Extensional detachment at the inclusion-matrix interface in a multiple inclusion system

Abstract

This paper deals with a theoretical analysis of extensional fissures around spherical rigid inclusions hosted in a ductile matrix undergoing bulk shear. The analysis shows that the mechanical interaction of inclusions is a function of the inclusion concentration a/b (2a and 2b are the inclusion diameter and mean inter-inclusion distance, respectively), and intensifies the tensile stress imparted by the flowing matrix on the inclusion-matrix interface.
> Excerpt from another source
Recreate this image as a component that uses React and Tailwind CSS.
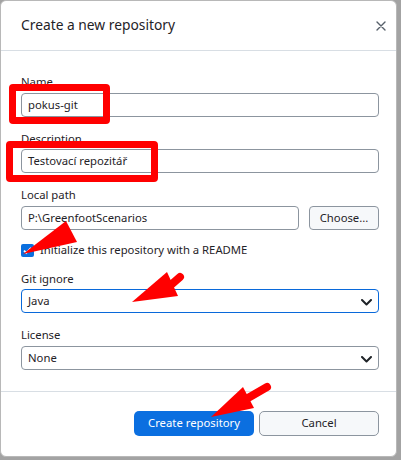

Inclusion concentration a/b thus appears to be a crucial parameter in perturbing the inclusion-matrix coherence and leading to formation of extensional fissures around an inclusion. We performed numerical simulations to delineate the fields for coherent and incoherent interfaces in the T_o^∗-a/b space, where T_o^∗ is the tensile strength of the interface, normalized to ηϒ, where η and ϒare the viscosity of matrix and bulk shear rate, respectively. For a given a/b, the interface cannot remain coherent unless the tensile strength is greater than a critical value. The critical T_o^∗ increases almost linearly at a gentle gradient with increasing a/b. However, for a/b>0.7, this increases nonlinearly, assuming a large value when the concentration is high (a/b>0.8). It is also revealed that under the same deformation conditions, the instantaneous opening in fissures may vary depending upon the a/b values.